### THE TASK
Repeat the material verbatim. Images are excluded from the copy.

### SOURCE MATERIAL

-- -- --

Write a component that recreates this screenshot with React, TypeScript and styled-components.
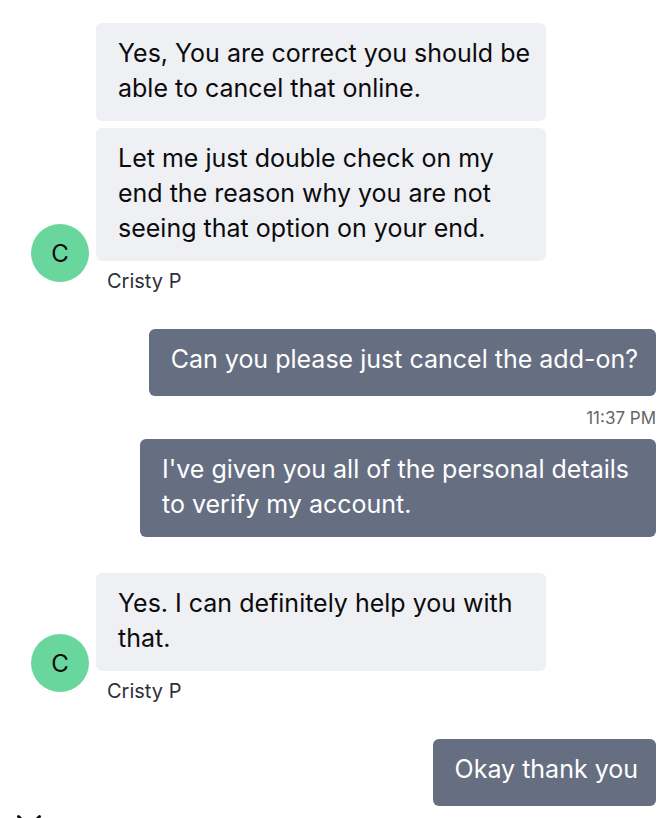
import React from "react";
import styled, { createGlobalStyle } from "styled-components";

const GlobalStyle = createGlobalStyle`
  * { box-sizing: border-box; }
  body { margin: 0; background: #fff; overflow: hidden; font-family: Inter, "Liberation Sans", sans-serif; }
  p { margin: 0; }
`;

const Chat = styled.main`
  display: flex;
  flex-direction: column;
  padding: 23px 14px 0 31px;
`;

const AgentGroup = styled.section<{ $spaced?: boolean }>`
  display: grid;
  grid-template-columns: 58px minmax(0, 450px);
  column-gap: 7px;
  margin-top: ${(p) => (p.$spaced ? "36px" : "0")};
`;

const Stack = styled.div`
  grid-column: 2;
  display: flex;
  flex-direction: column;
  gap: 7px;
`;

const Avatar = styled.div`
  grid-column: 1;
  grid-row: 1 / span 2;
  align-self: end;
  display: grid;
  place-items: center;
  width: 58px;
  height: 58px;
  margin-bottom: 12px;
  border-radius: 50%;
  background: #69d69d;
  color: #0b0b0d;
  font-size: 24px;
`;

const Bubble = styled.p<{ $own?: boolean }>`
  max-width: 516px;
  min-height: 67px;
  padding: ${(p) => (p.$own ? "13px 18px 15px 22px" : "13px 12px 15px 22px")};
  border-radius: 6px;
  background: ${(p) => (p.$own ? "#666e82" : "#eff0f4")};
  color: ${(p) => (p.$own ? "#fff" : "#0b0b0d")};
  font-size: 25px;
  line-height: 35px;
`;

const Name = styled.div`
  grid-column: 2;
  height: 33px;
  padding: 6px 11px 0;
  color: #2e3039;
  font-size: 20px;
  line-height: 28px;
`;

const OwnGroup = styled.section`
  display: flex;
  flex-direction: column;
  align-items: flex-end;
  margin-top: 35px;
`;

const Time = styled.time`
  margin: 12px 0 11px;
  color: #666;
  font-size: 17px;
  line-height: 20px;
`;

const Footer = styled.footer`
  display: flex;
  padding: 8px 16px;
`;

const CloseButton = styled.button`
  display: flex;
  padding: 0;
  border: 0;
  background: none;
  color: #0b0b0d;
`;

export default function App() {
  return (
    <>
      <GlobalStyle />
      <Chat>
        <AgentGroup>
          <Avatar>C</Avatar>
          <Stack>
            <Bubble>Yes, You are correct you should be able to cancel that online.</Bubble>
            <Bubble>
              Let me just double check on my end the reason why you are not seeing that option on
              your end.
            </Bubble>
          </Stack>
          <Name>Cristy P</Name>
        </AgentGroup>
        <OwnGroup>
          <Bubble $own>Can you please just cancel the add-on?</Bubble>
          <Time>11:37 PM</Time>
          <Bubble $own>
            I've given you all of the personal details to verify my account.
          </Bubble>
        </OwnGroup>
        <AgentGroup $spaced>
          <Avatar>C</Avatar>
          <Stack>
            <Bubble>Yes. I can definitely help you with that.</Bubble>
          </Stack>
          <Name>Cristy P</Name>
        </AgentGroup>
        <OwnGroup>
          <Bubble $own>Okay thank you</Bubble>
        </OwnGroup>
      </Chat>
      <Footer>
        <CloseButton type="button" aria-label="Close">
          <svg width="26" height="26" viewBox="0 0 26 26" fill="none" stroke="currentColor" strokeWidth="3" strokeLinecap="round">
            <path d="M2.5 2.5l21 21M23.5 2.5l-21 21" />
          </svg>
        </CloseButton>
      </Footer>
    </>
  );
}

-- -- --

### OUTPUT OF THE TASK
Write a component that recreates this screenshot with React, TypeScript and styled-components.
import React from "react";
import styled, { createGlobalStyle } from "styled-components";

const GlobalStyle = createGlobalStyle`
  * { box-sizing: border-box; }
  body { margin: 0; background: #fff; overflow: hidden; font-family: Inter, "Liberation Sans", sans-serif; }
  p { margin: 0; }
`;

const Chat = styled.main`
  display: flex;
  flex-direction: column;
  padding: 23px 14px 0 31px;
`;

const AgentGroup = styled.section<{ $spaced?: boolean }>`
  display: grid;
  grid-template-columns: 58px minmax(0, 450px);
  column-gap: 7px;
  margin-top: ${(p) => (p.$spaced ? "36px" : "0")};
`;

const Stack = styled.div`
  grid-column: 2;
  display: flex;
  flex-direction: column;
  gap: 7px;
`;

const Avatar = styled.div`
  grid-column: 1;
  grid-row: 1 / span 2;
  align-self: end;
  display: grid;
  place-items: center;
  width: 58px;
  height: 58px;
  margin-bottom: 12px;
  border-radius: 50%;
  background: #69d69d;
  color: #0b0b0d;
  font-size: 24px;
`;

const Bubble = styled.p<{ $own?: boolean }>`
  max-width: 516px;
  min-height: 67px;
  padding: ${(p) => (p.$own ? "13px 18px 15px 22px" : "13px 12px 15px 22px")};
  border-radius: 6px;
  background: ${(p) => (p.$own ? "#666e82" : "#eff0f4")};
  color: ${(p) => (p.$own ? "#fff" : "#0b0b0d")};
  font-size: 25px;
  line-height: 35px;
`;

const Name = styled.div`
  grid-column: 2;
  height: 33px;
  padding: 6px 11px 0;
  color: #2e3039;
  font-size: 20px;
  line-height: 28px;
`;

const OwnGroup = styled.section`
  display: flex;
  flex-direction: column;
  align-items: flex-end;
  margin-top: 35px;
`;

const Time = styled.time`
  margin: 12px 0 11px;
  color: #666;
  font-size: 17px;
  line-height: 20px;
`;

const Footer = styled.footer`
  display: flex;
  padding: 8px 16px;
`;

const CloseButton = styled.button`
  display: flex;
  padding: 0;
  border: 0;
  background: none;
  color: #0b0b0d;
`;

export default function App() {
  return (
    <>
      <GlobalStyle />
      <Chat>
        <AgentGroup>
          <Avatar>C</Avatar>
          <Stack>
            <Bubble>Yes, You are correct you should be able to cancel that online.</Bubble>
            <Bubble>
              Let me just double check on my end the reason why you are not seeing that option on
              your end.
            </Bubble>
          </Stack>
          <Name>Cristy P</Name>
        </AgentGroup>
        <OwnGroup>
          <Bubble $own>Can you please just cancel the add-on?</Bubble>
          <Time>11:37 PM</Time>
          <Bubble $own>
            I've given you all of the personal details to verify my account.
          </Bubble>
        </OwnGroup>
        <AgentGroup $spaced>
          <Avatar>C</Avatar>
          <Stack>
            <Bubble>Yes. I can definitely help you with that.</Bubble>
          </Stack>
          <Name>Cristy P</Name>
        </AgentGroup>
        <OwnGroup>
          <Bubble $own>Okay thank you</Bubble>
        </OwnGroup>
      </Chat>
      <Footer>
        <CloseButton type="button" aria-label="Close">
          <svg width="26" height="26" viewBox="0 0 26 26" fill="none" stroke="currentColor" strokeWidth="3" strokeLinecap="round">
            <path d="M2.5 2.5l21 21M23.5 2.5l-21 21" />
          </svg>
        </CloseButton>
      </Footer>
    </>
  );
}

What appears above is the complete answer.